One more reason - if safe following distance is supposed to represent stopping distance, it would NEVER be safe to be closer to the lead vehicle than the applicable stopping distance. Yet (for example) Roadcraft (the Police driving manual) teaches us that when preparing to overtake, we should take up an 'overtaking position' (typically ~1 second or less behind the lead vehicle). Does Roadcraft teach an unsafe practice? The answer is "No". And the reason it is not unsafe is that we can safely close the gap to the lead vehicle when preparing to overtake because we can increase our concentration, observation and anticipation to maximum level for the short period needed to prepare for the manoeuvre.
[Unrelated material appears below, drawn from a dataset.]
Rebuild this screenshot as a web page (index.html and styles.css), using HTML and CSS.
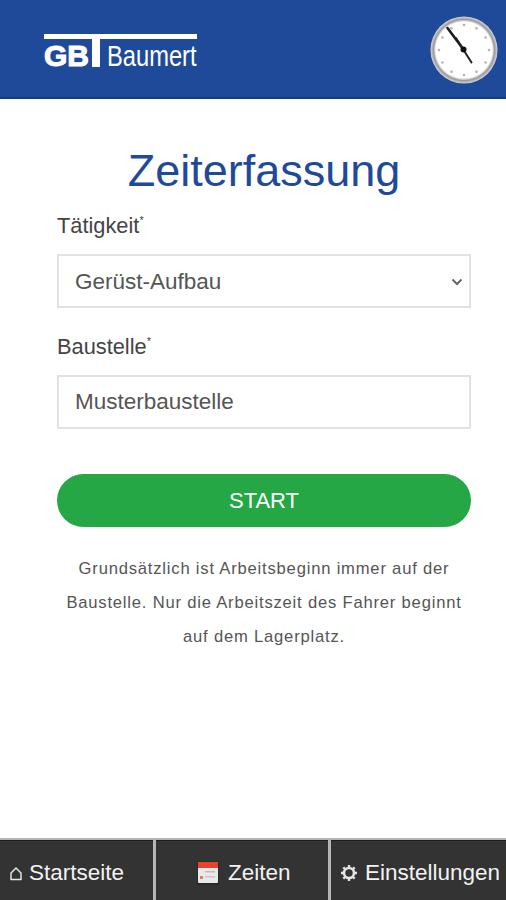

Regarding your point 2 "Applying it is a distraction from the 100% concentration required in today’s traffic conditions. Very few people I know either are aware of it or use it." - I do not think it should represent a distraction. It is easy enough to count "one one thousand, two one thousand" (or recite the old "only a fool breaks the two second rule" from the moment the lead vehicle passes a marker post or similar. I would agree that very few people are aware of the two second rule and how important it is. That is very much to be regretted. A national awareness/public information campaign of simple road safety messages (like this one) would do far more, in my opinion, to improve road safety than indiscriminate, semi-automated speed enforcement.
I hope I have given you some persuasive reasons to reconsider your view.